Let’s start at the beginning of a potential Uber user experience and talk about customer acquisition for a moment. Uber’s new customer acquisition strategy is extremely understated yet highly targeted – lacking any major TV or traditional media slots, Uber focuses its marketing largely on word of mouth referrals.
Max J Crowley, Business Development at Uber:
We’ve found that our growth is driven substantially by word of mouth. When someone sees the ease of use, the fact that they press a button on their phone and in under 5 minutes a car appears, they inevitably become a brand advocate.
This word of mouth referral scheme is amplified by Uber’s on-boarding tactic of offering a free ride for completely new signups or alternatively, a free ride for you and the person you refer. This significantly improves the likelihood of signup and usage from just a recommendation, helping to build a dedicated user base without need of expensive and obtrusive ‘above the line’ communications methods.
Uber also has also created a winning user experience for their drivers.
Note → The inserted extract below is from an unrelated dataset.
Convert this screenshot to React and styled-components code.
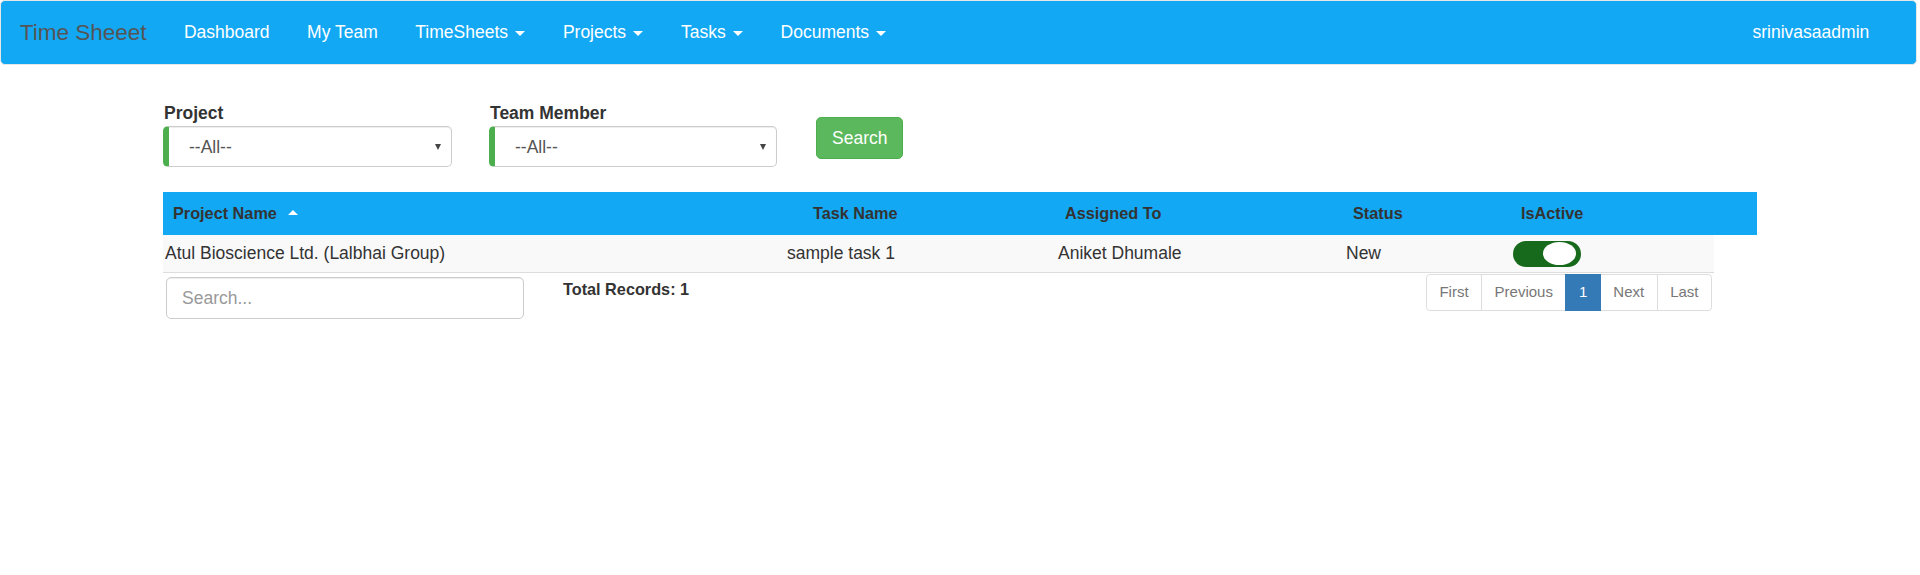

At its peak in 2014 Uber was recruiting 20,000 new drivers a day.
In addition to solving the problem of unreliable and unpleasant journeys for customers, taxi drivers are now able to work without the need to spend hours of their potentially billable time waiting for passengers in a taxi rank queue, dealing with nuisance riders (thanks to the star-rating system) and risking trouble by carrying around large sums of cash.
All this seems like a fairly obvious step and an infinite improvement to existing customer experience given what’s possible with smartphones in hindsight, but like travel agents, retailers, and video rental shops, the taxi industry has failed to keep up and is suffering thanks to Uber’s superior customer experience.
Not bad for a taxi company that doesn’t actually own any taxis…
CX is all
If one thing is going to define ‘digital’ in the near future it’s going to be customer experience.
Content for the sake of content doesn’t help your website rank anymore, blanket single message banner advertising only serves to annoy, formulaic scheduled tweeting from an un-manned social media account will go unnoticed, and a poor website experience is unacceptable.
The brands that take the time to build truly exceptional customer experiences across multiple touchpoints over the duration of their relationships with their customers are going to come out on top.